I just finished reading Alan Paton's novel, Too Late the Phalarope. It was one of the saddest and truest books I have ever read and I feel like sending a copy to everyone I know. It is a tragedy in the classical sense - a story of a good man, " master of all things save one," whose fatal flaw destroys him and his family in the end.

His temptation and fall is a sexual relationship which is both illegal and immoral, so the consequences are civil and societal as well as personal and private. Although the particular act he committed would not be illegal for the same reasons today,(he was a white South African male who had an adulterous relationship with a black woman in the 1940's), we do have laws that circumscribe similar encounters. A powerful man who takes advantage of a woman who occupies a subservient role might still run afoul of the law in 2008 in the US. A boss, a teacher, a superior officer, a doctor, a judge or a law enforcement official could all be prosecuted for abusing their positions of influence or authority with a vulnerable female. Our society has little tolerance or understanding for men who offend in that way.


Paton, however, creates such sympathy for his flawed hero that we are drawn to see him through a very different lens. We watch him wrestle with his demons and find ourselves praying he will not give in. We observe how many times he resolves to tell someone of his terrible temptation, hoping to defuse some of its power over him. We almost cry when he goes home without ever voicing the darkness in his soul. We read his thoughts, written months later in a prison cell, and wonder with him why his prayers seemed to go unanswered, why an angel never came to him and showed him the consequences his children would face if he did not turn from his destructive ways. In short, we sympathize with Lt. Vlaanderen. We see him through the eyes of a narrator who loves him, and we come to love him as well.

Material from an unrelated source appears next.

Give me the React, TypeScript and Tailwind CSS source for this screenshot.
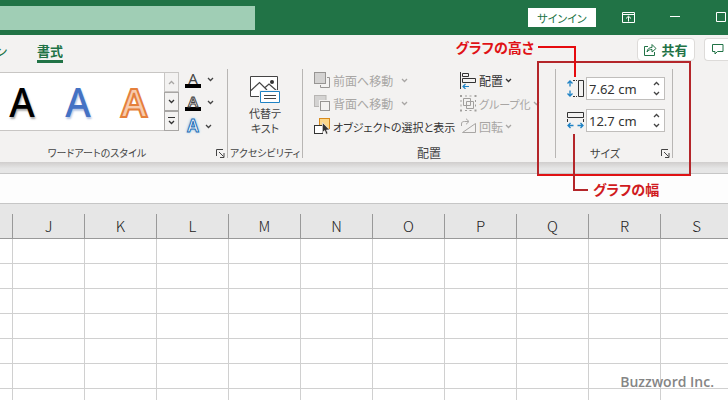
import React from 'react';

const COLUMNS = ['J', 'K', 'L', 'M', 'N', 'O', 'P', 'Q', 'R', 'S'];
const ROWS = [1, 2, 3, 4, 5, 6, 7];

interface ChevronProps {
  up?: boolean;
  className?: string;
}

const Chevron: React.FC<ChevronProps> = ({ up, className }) => (
  <svg width="7" height="5" viewBox="0 0 7 5" fill="none" stroke="currentColor" strokeWidth="1.3" className={className} aria-hidden="true">
    <path d={up ? 'M1 4 3.5 1.5 6 4' : 'M1 1 3.5 3.5 6 1'} />
  </svg>
);

const Launcher: React.FC<{ label: string }> = ({ label }) => (
  <button aria-label={label} className="text-[#444]">
    <svg width="9" height="9" viewBox="0 0 9 9" fill="none" stroke="currentColor">
      <path d="M.5 7V.5H7M3 3l4.500 4.500M8 4v4.500H4" />
    </svg>
  </button>
);

interface GroupProps {
  label: string;
  className: string;
  launcher?: boolean;
  footer?: string;
  children: React.ReactNode;
}

const Group: React.FC<GroupProps> = ({ label, className, launcher, footer = '', children }) => (
  <section className={`relative flex shrink-0 flex-col border-r border-[#b8b6b4] ${className}`}>
    <div className="flex-1">{children}</div>
    <div className="flex h-2.5 items-center">
      <h2 className={`flex-1 text-center whitespace-nowrap ${footer}`}>{label}</h2>
      {launcher && (
        <div className="flex w-[11px] shrink-0">
          <Launcher label={`${label} 設定`} />
        </div>
      )}
    </div>
  </section>
);

interface CommandProps {
  icon: React.ReactNode;
  label: string;
  disabled?: boolean;
  menu?: boolean;
  className?: string;
}

const Command: React.FC<CommandProps> = ({ icon, label, disabled, menu, className = 'gap-0.5' }) => (
  <button disabled={disabled} className="flex h-[23px] items-center gap-0.5 whitespace-nowrap text-[#333] disabled:text-[#a8a6a4]">
    {icon}
    <span className={`flex items-center ${className}`}>
      {label}
      {menu && <Chevron />}
    </span>
  </button>
);

const FrontIcon = () => (
  <svg width="17" height="17" viewBox="0 0 17 17" fill="none" stroke="#979593">
    <rect x=".5" y=".5" width="11" height="11" fill="#d4d3d2" />
    <path d="M13 5.500h2.500v10h-9V13" />
  </svg>
);

const BackIcon = () => (
  <svg width="17" height="17" viewBox="0 0 17 17" stroke="#979593">
    <rect x=".5" y=".5" width="11.500" height="11" fill="#d4d3d2" stroke="#b8b6b4" />
    <rect x="6.500" y="6.500" width="9" height="9" fill="#f3f2f1" stroke="#f3f2f1" strokeWidth="3" />
    <rect x="6.500" y="6.500" width="9" height="9" fill="#f3f2f1" />
  </svg>
);

const SelectIcon = () => (
  <svg width="17" height="17" viewBox="0 0 17 17">
    <rect x="5.500" y=".5" width="10" height="10" fill="#fcd88b" stroke="#d98a1c" />
    <rect x=".5" y="7.500" width="8" height="8" fill="#fff" stroke="#333" />
    <path d="M8.500 4.500v10l2.200-2 1.400 3.800 1.900-.8-1.500-3.500h3.200z" fill="#333" stroke="#f3f2f1" strokeWidth=".7" />
  </svg>
);

const AlignIcon = () => (
  <svg width="17" height="17" viewBox="0 0 17 17" fill="none" stroke="#333">
    <path d="M.5 0v17" />
    <path d="M2.500 1.500h6v3h-6zM2.500 6.500h13v4h-13z" />
    <path d="M9 14.500H3M5.500 12 3 14.500 5.500 17" stroke="#1e82c4" strokeWidth="1.200" />
  </svg>
);

const GroupIcon = () => (
  <svg width="17" height="17" viewBox="0 0 17 17" fill="none" stroke="#a19f9d">
    <path d="M3.500 3.500h7v7h-7zM6.500 6.500h7v7h-7z" />
    <path d="M0 1h2M14.500 1h2M0 15.500h2M14.500 15.500h2" strokeWidth="2" />
    <path d="M5 1h2M9.500 1h2M5 15.500h2M9.500 15.500h2M1 5v2M1 9.500v2M15.500 5v2M15.500 9.500v2" />
  </svg>
);

const RotateIcon = () => (
  <svg width="17" height="17" viewBox="0 0 17 17" fill="none" stroke="#a8a6a4">
    <path d="M1.500 8V6c0-2 1-2.500 3-2.500h4M6 .7l3 2.800-3 2.800" />
    <path d="M2.500 14.500h13v-9z" />
  </svg>
);

const HeightIcon = () => (
  <svg width="17" height="17" viewBox="0 0 17 17" fill="none">
    <path d="M3 1v5.500M3 10.500V16M.5 3.500 3 1l2.500 2.500M.5 13.500 3 16l2.500-2.500" stroke="#1e82c4" strokeWidth="1.300" />
    <path d="M6 .5h2M9 .5h1M6 16.500h2M9 16.500h1M11.500.5h5v16h-5z" stroke="#333" />
  </svg>
);

const WidthIcon = () => (
  <svg width="17" height="17" viewBox="0 0 17 17" fill="none">
    <path d="M.5.5h16v5H.5zM.5 7v3M16.500 7v3" stroke="#333" />
    <path d="M1 13.500h5.500M10.500 13.500H16M3.500 11 1 13.500 3.500 16M13.500 11l2.500 2.500-2.500 2.500" stroke="#1e82c4" strokeWidth="1.300" />
  </svg>
);

const AltTextIcon = () => (
  <svg width="31" height="28" viewBox="0 0 31 28" fill="none" stroke="#444">
    <path d="M.5.5h27v20H.5z" fill="#fff" />
    <path d="m1 14.500 8.500-8L17 14M14.500 12l4.500-4 8 7" strokeWidth="1.200" />
    <circle cx="22" cy="6" r="2" fill="#333" stroke="none" />
    <path d="M10.500 15.500h19v11h-19z" fill="#fff" stroke="#f3f2f1" strokeWidth="3" />
    <path d="M10.500 15.500h19v11h-19z" fill="#fff" stroke="#1e82c4" />
    <path d="M14 19.500h12M14 22.500h12" />
  </svg>
);

interface SizeFieldProps {
  id: string;
  label: string;
  value: string;
  icon: React.ReactNode;
}

const SizeField: React.FC<SizeFieldProps> = ({ id, label, value, icon }) => (
  <div className="flex items-center gap-0.5">
    <label htmlFor={id} aria-label={label}>{icon}</label>
    <div className="flex h-[23px] w-[79px] items-center border border-[#c0bebc] bg-white">
      <input id={id} defaultValue={value} className="w-0 min-w-0 flex-1 pl-0.5 font-['Noto_Sans',sans-serif] text-[13px] text-[#333] outline-none" />
      <div className="flex w-4 flex-col items-center gap-[5px] text-[#444]">
        <button aria-label={`${label} 増やす`}><Chevron up className="block" /></button>
        <button aria-label={`${label} 減らす`}><Chevron className="block" /></button>
      </div>
    </div>
  </div>
);

const TitleBar = () => (
  <header className="flex h-[35px] shrink-0 items-center bg-[#217346] text-white">
    <input aria-label="検索" className="h-6 w-[255px] bg-[#a0ceb5] outline-none" />
    <div className="ml-auto flex items-center">
      <button className="h-[19px] w-[68px] bg-white text-[11px] text-[#217346]">サインイン</button>
      <button aria-label="リボンの表示オプション" className="ml-[26px]">
        <svg width="13" height="11" viewBox="0 0 13 11" fill="none" stroke="currentColor">
          <path d="M.5.5h12v10H.5zM.5 2.500h12M6.500 9.500v-5M4 6.500l2.500-2.300L9 6.500" />
        </svg>
      </button>
      <button aria-label="最小化" className="ml-[35px]">
        <svg width="10" height="11" viewBox="0 0 10 11" stroke="currentColor"><path d="M0 4.500h10" /></svg>
      </button>
      <button aria-label="最大化" className="ml-9">
        <svg width="12" height="11" viewBox="0 0 12 11" fill="none" stroke="currentColor"><path d="M.5.5h9v9h-9z" /></svg>
      </button>
    </div>
  </header>
);

const TabRow = () => (
  <div className="flex h-[29px] shrink-0 items-start justify-between">
    <nav className="flex w-[63px] justify-end gap-[30px] overflow-hidden pt-1.5 text-[13px] leading-[19px] whitespace-nowrap text-[#217346]">
      <a href="#design" className="shrink-0">ン</a>
      <a href="#format" className="shrink-0 border-b-[3px] border-[#217346] font-bold">書式</a>
    </nav>
    <div className="flex gap-[9px] pt-[3px] text-[#217346]">
      <button className="flex h-[23px] w-[58px] items-center justify-center gap-1 rounded-sm border border-[#dddbd9] bg-white text-[13px] font-bold">
        <svg width="13" height="13" viewBox="0 0 13 13" fill="none" stroke="currentColor">
          <path d="M4 3.500H.500v9h10V9M3 9c.5-3 2-4.500 5-4.500V1.500l4 4-4 3.500V6.500C6 6.500 4.500 7 3 9z" />
        </svg>
        共有
      </button>
      <button aria-label="コメント" className="flex h-[23px] w-6 items-center rounded-l-sm border border-r-0 border-[#dddbd9] bg-white pl-[7px]">
        <svg width="12" height="11" viewBox="0 0 12 11" fill="none" stroke="currentColor">
          <path d="M.5.5h10.500v7H5.500L3 10V7.500H.500z" />
        </svg>
      </button>
    </div>
  </div>
);

const WordArtGroup = () => (
  <Group label="ワードアートのスタイル" launcher footer="pl-[11px] pr-[33px] text-[10px]" className="w-[228px]">
    <div className="flex items-start pt-[3px]">
      <div className="flex h-[59px] w-[165px] items-center border-y border-[#c8c6c4] bg-white font-['Noto_Sans',sans-serif] text-[39px] leading-none font-medium">
        <button className="w-11 text-center text-black [text-shadow:1px_2px_2px_#aaa]">A</button>
        <button className="ml-3 w-11 text-center text-[#4472c4] [text-shadow:1px_2px_2px_#b4c4e4]">A</button>
        <button className="ml-3 w-11 text-center font-semibold text-[#f8cbad] [-webkit-text-stroke:2px_#e5803c]">A</button>
      </div>
      <div className="-ml-px flex w-[15px] flex-col">
        <button aria-label="上へ" className="flex h-5 items-center justify-center border border-[#c8c6c4] text-[#a8a6a4]"><Chevron up /></button>
        <button aria-label="下へ" className="flex h-[19px] items-center justify-center border border-[#a8a6a4] text-[#333]"><Chevron /></button>
        <button aria-label="その他" className="flex h-5 flex-col items-center justify-center gap-0.5 border border-[#a8a6a4] text-[#333]">
          <span className="h-px w-[7px] bg-[#333]" />
          <Chevron />
        </button>
      </div>
      <div className="ml-1.5 flex flex-col font-['Noto_Sans',sans-serif] text-[15px] leading-3 text-[#444]">
        <button aria-label="文字の塗りつぶし" className="flex h-[23px] items-start gap-1.5">
          <span className="block h-4 w-4 border-b-4 border-black text-center">A</span>
          <Chevron className="mt-[5px]" />
        </button>
        <button aria-label="文字の輪郭" className="flex h-[23px] items-start gap-1.5">
          <span className="block h-4 w-4 border-b-4 border-black text-center font-semibold text-white [-webkit-text-stroke:1px_#444]">A</span>
          <Chevron className="mt-[5px]" />
        </button>
        <button aria-label="文字の効果" className="flex h-4 items-center gap-1">
          <span className="block w-4 text-center text-[17px] font-semibold text-white [-webkit-text-stroke:1px_#1f6fb8] [text-shadow:0_0_3px_#3a9be0]">A</span>
          <Chevron />
        </button>
      </div>
    </div>
  </Group>
);

const SizeGroup = () => (
  <Group label="サイズ" launcher footer="pr-[7px] text-[11px]" className="w-[117px]">
    <div className="flex flex-col gap-[9px] pt-2 pl-[11px]">
      <SizeField id="chart-height" label="高さ" value="7.62 cm" icon={<HeightIcon />} />
      <SizeField id="chart-width" label="幅" value="12.7 cm" icon={<WidthIcon />} />
    </div>

    {/* callouts drawn over the group */}
    <div className="pointer-events-none absolute -top-2 -left-[19px] z-10 h-[115px] w-[154px] border-2 border-[#b4262a] border-b-[#e01214]" />
    <div className="pointer-events-none absolute -top-[23px] -left-[18px] z-10 h-[31px] w-[38px] border-t-2 border-r-2 border-[#e60a0e]" />
    <div className="pointer-events-none absolute top-[65px] left-[17px] z-10 h-[57px] w-[15px] border-b-2 border-l-2 border-[#b4262a]" />
    <p className="absolute -top-8 right-[138px] z-10 text-[14px] leading-5 font-bold whitespace-nowrap text-[#e01216]">グラフの高さ</p>
    <p className="absolute top-[110px] left-[37px] z-10 text-[14px] leading-5 font-bold whitespace-nowrap text-[#d01a1e]">グラフの幅</p>
  </Group>
);

const Ribbon = () => (
  <div className="flex h-[98px] shrink-0 items-start pt-[5px]">
    <div className="flex h-[89px]">
      <WordArtGroup />
      <Group label="アクセシビリティ" footer="text-[10px]" className="w-[75px]">
        <button className="flex w-full flex-col items-center pt-[7px] text-[11px]">
          <AltTextIcon />
          <span className="mt-0.5 leading-[15px]">代替テ<br />キスト</span>
        </button>
      </Group>
      <Group label="配置" className="w-[253px]">
        <div className="flex pl-[11px]">
          <div className="flex w-[146px] flex-col items-start">
            <Command icon={<FrontIcon />} label="前面へ移動" disabled menu className="gap-2" />
            <Command icon={<BackIcon />} label="背面へ移動" disabled menu className="gap-2" />
            <Command icon={<SelectIcon />} label="オブジェクトの選択と表示" className="text-[11px]" />
          </div>
          <div className="flex flex-col items-start">
            <Command icon={<AlignIcon />} label="配置" menu />
            <Command icon={<GroupIcon />} label="グループ化" disabled menu className="gap-0.5 text-[11px]" />
            <Command icon={<RotateIcon />} label="回転" disabled menu />
          </div>
        </div>
      </Group>
      <SizeGroup />
    </div>
  </div>
);

const Sheet = () => (
  <div className="min-h-0 flex-1 overflow-hidden bg-white">
    <div className="h-2.5 bg-[#e6e6e6]" />
    <table className="w-[733px] table-fixed border-separate border-spacing-0">
      <thead>
        <tr className="h-[25px] bg-[#e6e6e6] text-[15px] leading-6 text-[#222]">
          <td className="w-[13px] border-r border-b border-[#999] p-0" />
          {COLUMNS.map((name) => (
            <th key={name} scope="col" className="w-[72px] border-r border-b border-[#999] p-0 font-light">{name}</th>
          ))}
        </tr>
      </thead>
      <tbody>
        {ROWS.map((row) => (
          <tr key={row} className="h-[25px]">
            <td className="border-r border-b border-[#d0d0d0] p-0" />
            {COLUMNS.map((name) => (
              <td key={name} className="border-r border-b border-[#d0d0d0] p-0" />
            ))}
          </tr>
        ))}
      </tbody>
    </table>
  </div>
);

const App: React.FC = () => {
  return (
    <div className="relative flex h-screen flex-col overflow-hidden bg-[#f3f2f1] font-['Noto_Sans_CJK_JP',sans-serif] text-[12px] leading-4 text-[#444] [font-feature-settings:'palt']">
      <TitleBar />
      <TabRow />
      <Ribbon />
      <div className="h-3 shrink-0 border-b border-[#c6c6c6] bg-linear-to-b from-[#d0cecd] to-[#e6e6e6] to-60%" />
      <div className="h-[30px] shrink-0 border-b border-[#c6c6c6] bg-[#fdfdfd]" />
      <Sheet />
      <p className="absolute right-[14px] bottom-2 font-['Open_Sans',sans-serif] text-[14px] leading-5 font-semibold text-[#858585]">Buzzword Inc.</p>
    </div>
  );
};

export default App;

We fear for him, we want to save him, and, failing that, we want him to be restored. We feel the second tragedy of his father's inability to forgive when he closes the door of his house to his own son forever, when he decrees his eldest son's name must never be spoken again. We grieve when Lt. V is treated with loathing and disgust by the same young men who once idolized him, who seeming ly know nothing of the anguished struggles he knew as he wrestled within himself before he plunged into darkness and committed the one act that would forever mark his future. We do not understand what drives him to destruction - he does not understand it himself - but we recognize his fall as a tragedy, and we feel no impluse to gloat or to hate.

Of course Lt. Vlaanderen is a fictional character, not an actual person, although he has many counterparts in the real world. But the truth that Paton speaks in the form of a story is a Truth in the real world - "for God is both Lover and Judge of men, and it is His commandment that we join Him in loving, but to judge we are forbidden." And in a later chapter, ". . . an offender must be punished, I don't argue about that. But to punish and not to restore, that is the greatest of all offenses."

That is a truth all but forgotten in our culture - perhaps in most cultures. We clamor for punishment, but we have little interest in restoration. Our society has developed institutions to punish, but none to restore. Restoration seldom happens, and most likely will not happen unless it is accomplished by the church to whom God has entrusted the ministry of reconciliation. As someone whose family has been badly shaken by the fall of a great but flawed man, I desperately wish the church would remember that mercy triumphs over justice, that grace trumps law, and that restoration is a nobler work than punishment.

Paton's narrator concludes speaking wistfully of "the holy task of pardon," which the church must undertake "that the body of the Lord might not be wounded twice, and virtue come of our offences." I could not have said it so well myself.